Why is subsidence important?

"When you're here in the city, you get used to buildings being tilted a little," said Solano-Rojas, a remote-sensing scientist and geophysics professor at La Universidad Nacional Autónoma de México. "You can feel how the rails are wobbly. Riding the Metro in Mexico City feels weird. You don't know if it's dangerous or not — you feel like it's dangerous, but you don't have that certainty."

Not great.

Public transit should not feel dangerous. It's much safer for pedestrians, cyclists, and individual drivers in addition to the planet, producing 62% less planet-warming gas pollution per passenger mile than single-occupancy vehicles, according to the Department of Transportation. (Bus figures skyrocket from 33% to 82% when the bus is full; in the United States, buses are usually at 28% capacity.)

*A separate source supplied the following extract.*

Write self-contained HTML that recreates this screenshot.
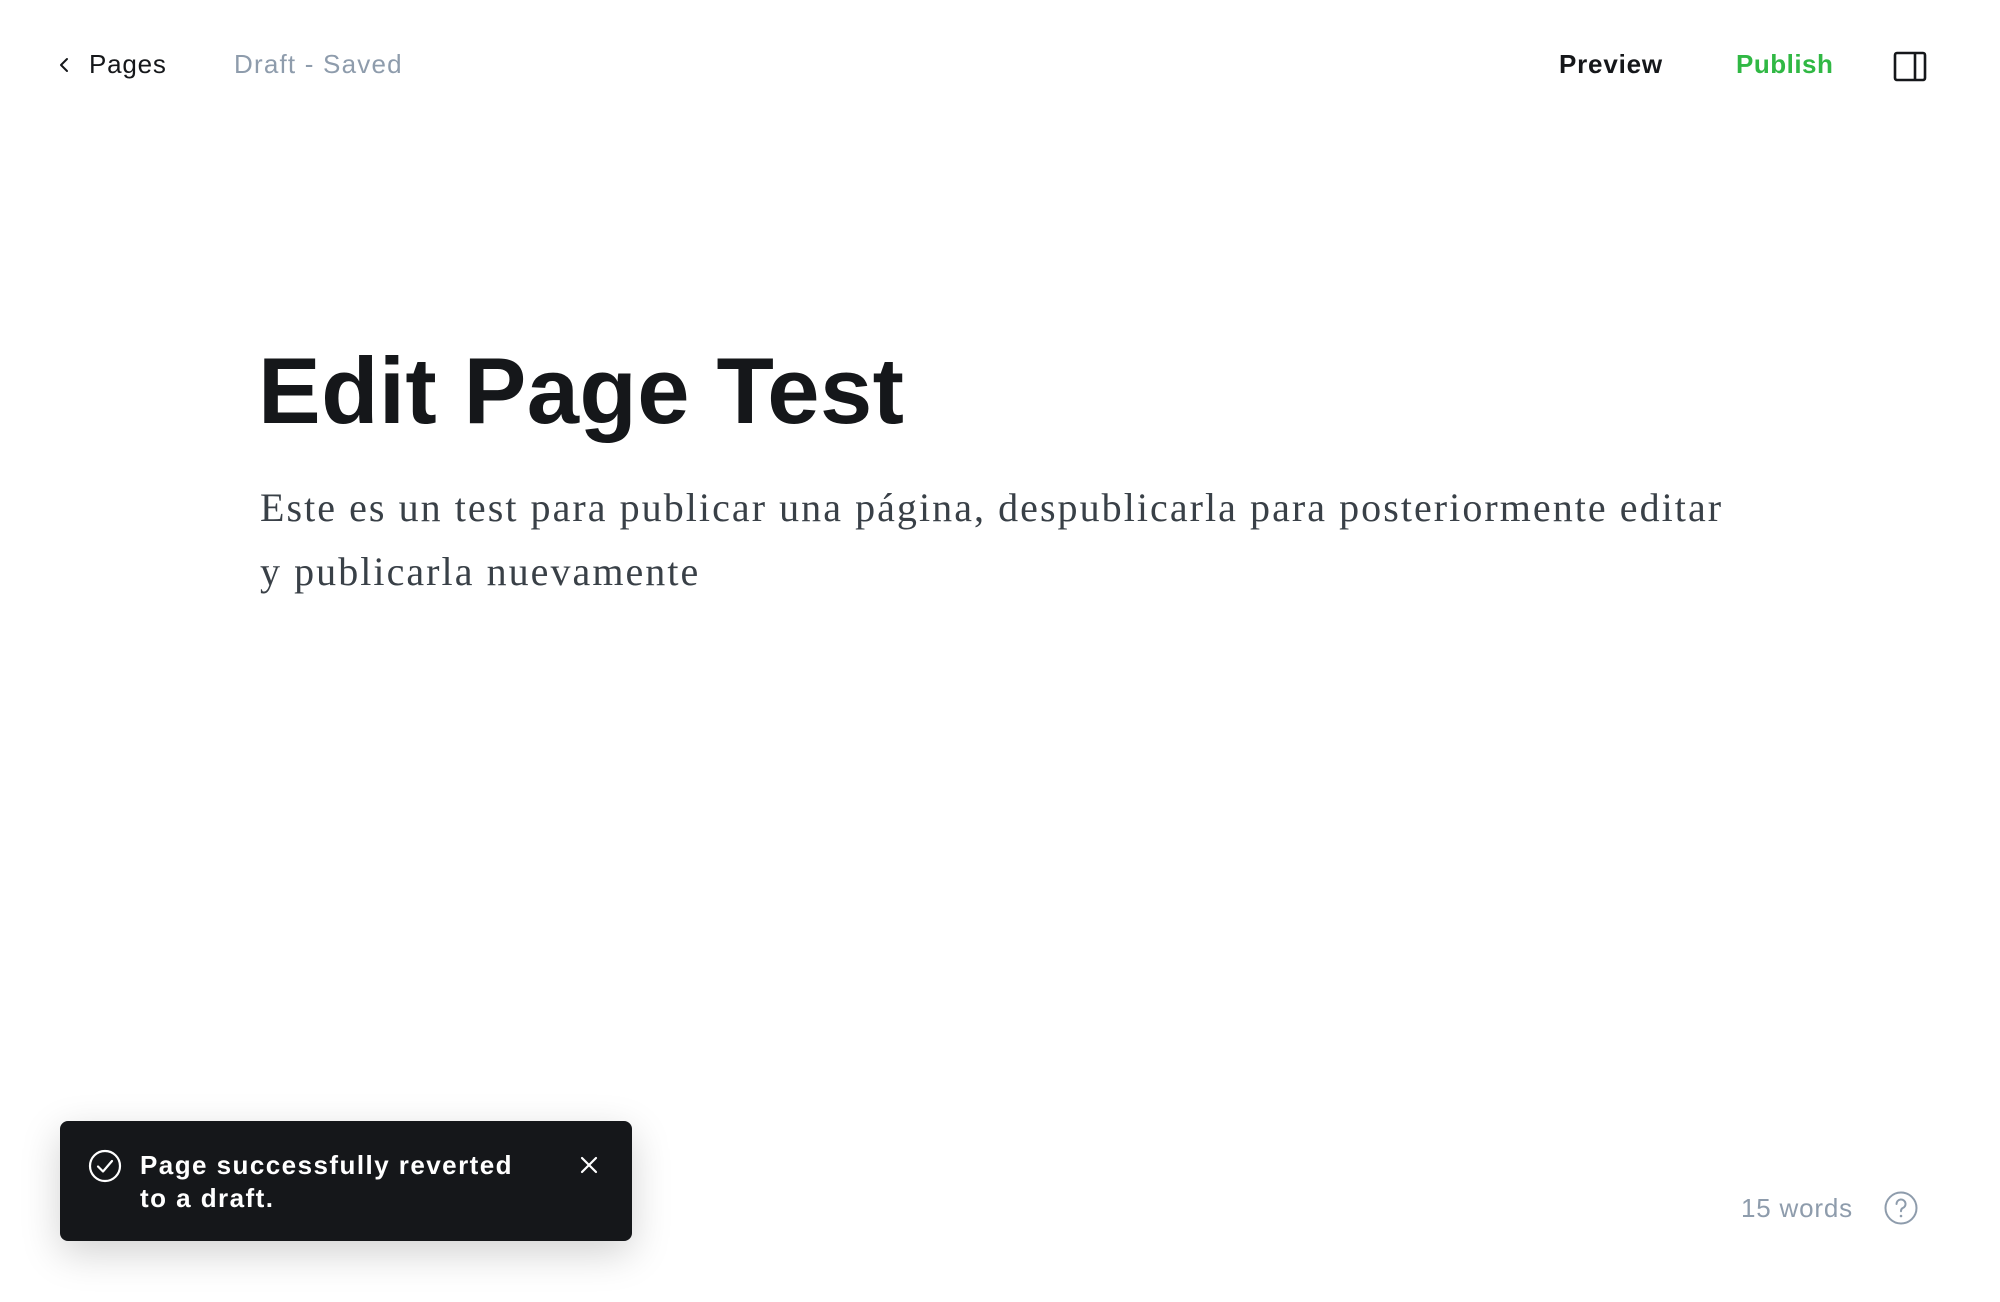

Specific problems Undark cited with the Distrito Federal system are water accumulation at dips, which can cause electrical issues, and increased grade, as some parts of the track are twice as steep as the 3.5% maximum slope.

"Trains can get derailed very easily if there is a slight change in the leveling of the railways," environmental security expert and Virginia Tech associate professor of geophysics and remote sensing Manoochehr Shirzaei told the outlet. "Most of the infrastructure has certain thresholds; it tolerates a certain level of differential land subsidence. But often they don't account for the rate that we see, for example, in Mexico City."

What's being done about subsidence?

Subsidence alters the effects of sea level rise as well since waters don't have to climb as much to cause damage if the ground is sinking too.

Undark noted easing groundwater pumping can slow subsidence — a strategy that's working in Shanghai and Tokyo — and that recycling wastewater helps too. Other solutions include increasing green spaces that can soak up rainfall, reducing impermeable surfaces such as concrete, and building on stilts.

"Such efforts are increasingly urgent as climate change exacerbates droughts in many parts of the world, including Mexico City, putting ever more pressure on groundwater supplies," the outlet stated.